- [YOUR GOAL] Count the lines below that contain "styles". Give only the number.
==*==
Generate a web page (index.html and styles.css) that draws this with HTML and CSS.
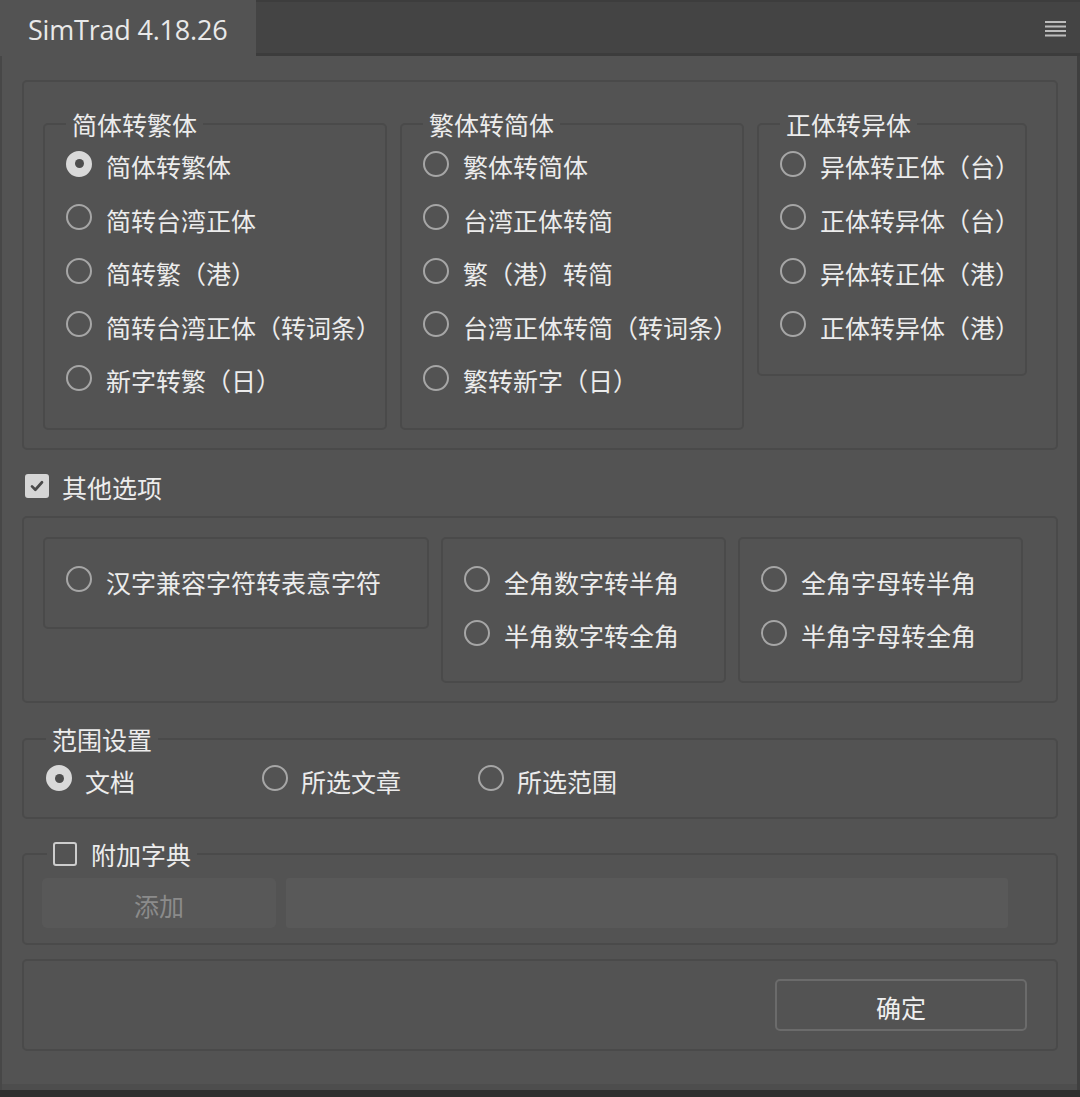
FILE: index.html
```html
<!DOCTYPE html>
<html lang="zh-CN">
<head>
<meta charset="utf-8">
<title>SimTrad 4.18.26</title>
<link rel="stylesheet" href="styles.css">
</head>
<body>
<div class="panel">
  <header class="tabs">
    <div class="tab">SimTrad 4.18.26</div>
    <div class="tab-fill"></div>
    <svg class="menu" width="22" height="16" viewBox="0 0 22 16" aria-hidden="true">
      <rect x="0" y="0" width="21" height="2" fill="#bcbcbc"/>
      <rect x="0" y="4.5" width="21" height="2" fill="#bcbcbc"/>
      <rect x="0" y="9" width="21" height="2" fill="#bcbcbc"/>
      <rect x="0" y="13.5" width="21" height="2" fill="#bcbcbc"/>
    </svg>
  </header>

  <main class="content">
    <div class="group conv">
      <fieldset class="box">
        <legend>简体转繁体</legend>
        <label class="opt"><span class="radio on"></span><span class="txt">简体转繁体</span></label>
        <label class="opt"><span class="radio"></span><span class="txt">简转台湾正体</span></label>
        <label class="opt"><span class="radio"></span><span class="txt">简转繁（港）</span></label>
        <label class="opt"><span class="radio"></span><span class="txt">简转台湾正体（转词条）</span></label>
        <label class="opt"><span class="radio"></span><span class="txt">新字转繁（日）</span></label>
      </fieldset>
      <fieldset class="box">
        <legend>繁体转简体</legend>
        <label class="opt"><span class="radio"></span><span class="txt">繁体转简体</span></label>
        <label class="opt"><span class="radio"></span><span class="txt">台湾正体转简</span></label>
        <label class="opt"><span class="radio"></span><span class="txt">繁（港）转简</span></label>
        <label class="opt"><span class="radio"></span><span class="txt">台湾正体转简（转词条）</span></label>
        <label class="opt"><span class="radio"></span><span class="txt">繁转新字（日）</span></label>
      </fieldset>
      <fieldset class="box">
        <legend>正体转异体</legend>
        <label class="opt"><span class="radio"></span><span class="txt">异体转正体（台）</span></label>
        <label class="opt"><span class="radio"></span><span class="txt">正体转异体（台）</span></label>
        <label class="opt"><span class="radio"></span><span class="txt">异体转正体（港）</span></label>
        <label class="opt"><span class="radio"></span><span class="txt">正体转异体（港）</span></label>
      </fieldset>
    </div>

    <label class="check-row">
      <span class="check on">
        <svg width="24" height="24" viewBox="0 0 24 24" aria-hidden="true"><path d="M6 12.5 L10 16.5 L18 7.5" fill="none" stroke="#4a4a4a" stroke-width="3.2" stroke-linecap="round" stroke-linejoin="round"/></svg>
      </span>
      <span class="txt">其他选项</span>
    </label>

    <div class="group other">
      <div class="box wide">
        <label class="opt"><span class="radio"></span><span class="txt">汉字兼容字符转表意字符</span></label>
      </div>
      <div class="box half">
        <label class="opt"><span class="radio"></span><span class="txt">全角数字转半角</span></label>
        <label class="opt"><span class="radio"></span><span class="txt">半角数字转全角</span></label>
      </div>
      <div class="box half">
        <label class="opt"><span class="radio"></span><span class="txt">全角字母转半角</span></label>
        <label class="opt"><span class="radio"></span><span class="txt">半角字母转全角</span></label>
      </div>
    </div>

    <fieldset class="group range">
      <legend>范围设置</legend>
      <div class="range-row">
        <label class="opt scope"><span class="radio on"></span><span class="txt">文档</span></label>
        <label class="opt scope"><span class="radio"></span><span class="txt">所选文章</span></label>
        <label class="opt scope"><span class="radio"></span><span class="txt">所选范围</span></label>
      </div>
    </fieldset>

    <fieldset class="group dict">
      <legend><span class="check"></span><span class="txt">附加字典</span></legend>
      <div class="dict-row">
        <button class="btn-add" type="button" disabled>添加</button>
        <div class="dict-path"></div>
      </div>
    </fieldset>

    <div class="group actions">
      <button class="btn-ok" type="button">确定</button>
    </div>
  </main>
</div>
</body>
</html>
```

FILE: styles.css
```css
* {
  box-sizing: border-box;
}

body {
  margin: 0;
  background: #2f2f2f;
  font-family: "Noto Sans CJK SC", "Noto Sans", sans-serif;
  color: #ececec;
}

.panel {
  width: 1080px;
  height: 1090px;
  background: #535353;
  box-shadow: inset 2px 0 0 #474747, inset -3px 0 0 #3f3f3f, inset 0 -6px 0 #4d4d4d;
}

/* tab strip */
.tabs {
  display: flex;
  align-items: center;
  height: 56px;
  background: #444444;
  box-shadow: inset 0 -3px 0 #3c3c3c, inset 0 2px 0 #3d3d3d;
}

.tab {
  width: 256px;
  height: 56px;
  background: #535353;
  padding-left: 28px;
  font-family: "Open Sans", "Noto Sans", sans-serif;
  font-size: 27px;
  line-height: 60px;
  color: #e9e9e9;
  letter-spacing: -0.2px;
  white-space: nowrap;
}

.tab-fill {
  flex: 1;
}

.menu {
  margin-right: 13px;
  margin-top: 1px;
}

/* body */
.content {
  display: flex;
  flex-direction: column;
  align-items: flex-start;
  padding: 24px 22px 0;
}

.group {
  width: 1036px;
  margin: 0;
  border: 2px solid #4a4a4a;
  border-radius: 5px;
  min-width: 0;
}

.box {
  margin: 0;
  min-width: 0;
  border: 2px solid #4a4a4a;
  border-radius: 5px;
}

legend {
  padding: 0 6px;
  font-size: 25px;
  line-height: 26px;
  color: #ececec;
}

.opt {
  display: flex;
  align-items: center;
  gap: 14px;
  height: 53.5px;
  font-size: 25px;
  line-height: 26px;
  color: #ececec;
  white-space: nowrap;
}

/* label text sits a touch below the indicator's centre */
.txt {
  padding-top: 5px;
}

legend .txt {
  padding-top: 0;
}

.radio {
  flex: none;
  width: 26px;
  height: 26px;
  border: 2px solid #a6a6a6;
  border-radius: 50%;
  display: flex;
  align-items: center;
  justify-content: center;
}

.radio.on {
  background: #d9d9d9;
  border-color: #d9d9d9;
}

.radio.on::after {
  content: "";
  width: 9px;
  height: 9px;
  border-radius: 50%;
  background: #4d4d4d;
}

.check {
  flex: none;
  width: 24px;
  height: 24px;
  border: 2px solid #cdcdcd;
  border-radius: 3px;
  display: inline-flex;
  align-items: center;
  justify-content: center;
}

.check.on {
  background: #d6d6d6;
  border-color: #d6d6d6;
}

/* conversion direction */
.conv {
  display: grid;
  grid-template-columns: 344px 344px 270px;
  column-gap: 13px;
  align-items: start;
  padding: 29px 0 18px 19px;
}

.conv .box {
  padding: 0 21px 23px;
}

/* other options */
.check-row {
  display: flex;
  align-items: center;
  gap: 13px;
  height: 26px;
  margin: 23px 0 17px 3px;
  font-size: 25px;
  line-height: 26px;
}

.check-row .txt {
  padding-top: 2px;
}

.other {
  display: flex;
  align-items: flex-start;
  gap: 12px;
  padding: 19px 0 18px 19px;
}

.other .box {
  padding: 14px 21px 21px;
}

.other .wide {
  width: 386px;
}

.other .half {
  width: 285px;
}

/* range */
.range {
  margin-top: 23px;
  padding: 0 22px 12px;
}

.range-row {
  display: flex;
}

.range .scope {
  width: 216px;
  gap: 13px;
}

/* dictionary */
.dict {
  margin-top: 22px;
  padding: 0 18px 15px;
}

.dict legend {
  display: flex;
  align-items: center;
  gap: 14px;
  margin-left: 5px;
}

.dict-row {
  display: flex;
  gap: 10px;
  margin-top: 11px;
}

.btn-add {
  width: 234px;
  height: 50px;
  border: none;
  border-radius: 5px;
  background: #585858;
  color: #8b8b8b;
  font-family: inherit;
  font-size: 25px;
  padding-top: 4px;
}

.dict-path {
  width: 722px;
  height: 50px;
  border-radius: 3px;
  background: #595959;
}

/* footer */
.actions {
  margin-top: 14px;
  display: flex;
  justify-content: flex-end;
  padding: 18px 29px 18px 0;
}

.btn-ok {
  width: 252px;
  height: 52px;
  border: 2px solid #6b6b6b;
  border-radius: 5px;
  background: transparent;
  color: #efefef;
  font-family: inherit;
  font-size: 25px;
  padding-top: 4px;
}
```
==*==
- [RESPONSE FOR THIS EXERCISE] 3